Qui se souvient de Johan Otto von Spreckelsen, l’architecte de la Grande Arche de la Défense? Dans son roman, qui tient plus de l’enquête, voire de la quête, Laurence Cossé part à la recherche de ce «grand danois», mort avant d’avoir vu se réaliser son œuvre, qu’il avait pris soin de désavouer en cours de chantier. A travers le drame de sa vie, l’auteur évoque un temps révolu où l’anonymat des concours était une règle respectée, où personne ne se préoccupait de connaître le chiffre d’affaires ni même les références des candidats, où Mitterrand lui-même avait le dernier mot pour désigner son poulain.

C’est ainsi qu’en 1982 fut choisi Spreckelsen, architecte danois auteur de quatre églises (deux catholiques, deux protestantes), associé à Erik Reitzel, ingénieur, parmi les 424 agences d’architecture ayant remis leurs esquisses lors du concours international organisé pour la construction de l’Arche. Son dessin si pur, donnant enfin un peu de sens, de perspective, de majesté très composée à ce grand marché de la tour de bureau qu’est la Défense, ne pouvait que séduire Mitterrand, qui y aurait vu, selon les dires de l’architecte, «une correspondance avec ses propres idéaux».
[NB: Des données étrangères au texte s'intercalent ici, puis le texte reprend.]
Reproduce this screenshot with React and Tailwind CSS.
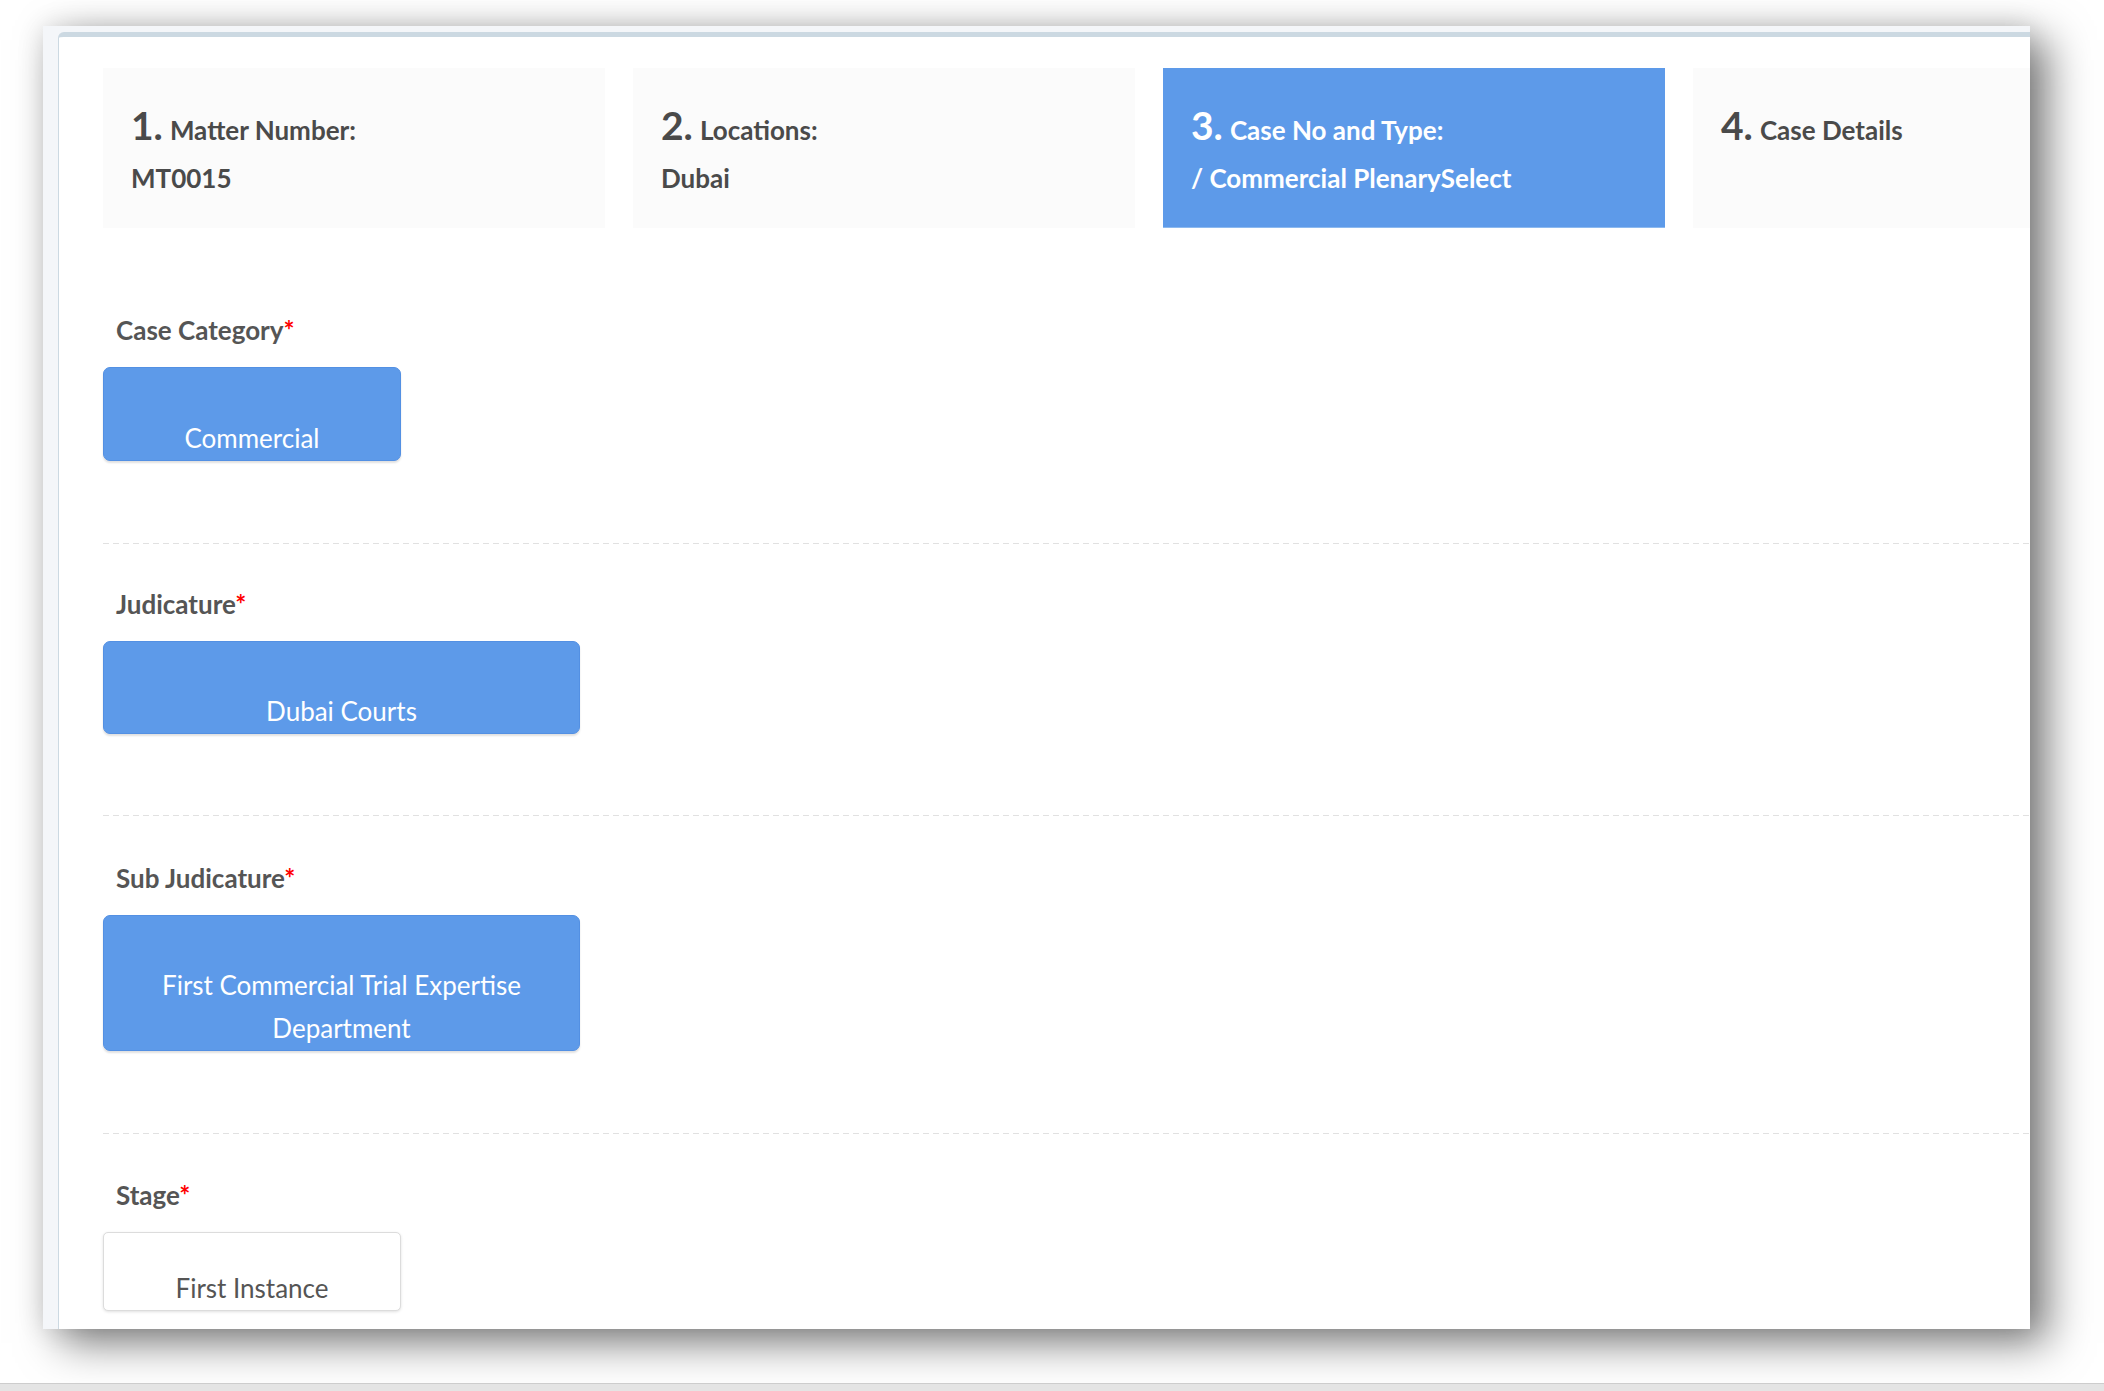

S’engage alors entre le concepteur et le président une relation de confiance. Mitterrand s’attache, «touché à l’âme» par l’Arche. Dans son bureau de l’Elysée, il se fait présenter par Spreckelsen un échantillon du marbre qui couvrira les portiques en biseau. Plus tard, dans ce même bureau, le président tranchera, contre l’avis des experts: pas besoin de traiter ce marbre, il perdrait sa patine naturelle. Fait du Prince. L’architecte pense alors qu’il «faudra attendre des centaines d’années au moins avant de voir des dégâts sur le marbre». La suite est connue. Moins de trente ans après, les dalles de la façade, abîmées par l’usure du temps et l’acidité de l’air de Paris, sont patiemment démontées et remplacées par du granit, qu’on imagine traité.   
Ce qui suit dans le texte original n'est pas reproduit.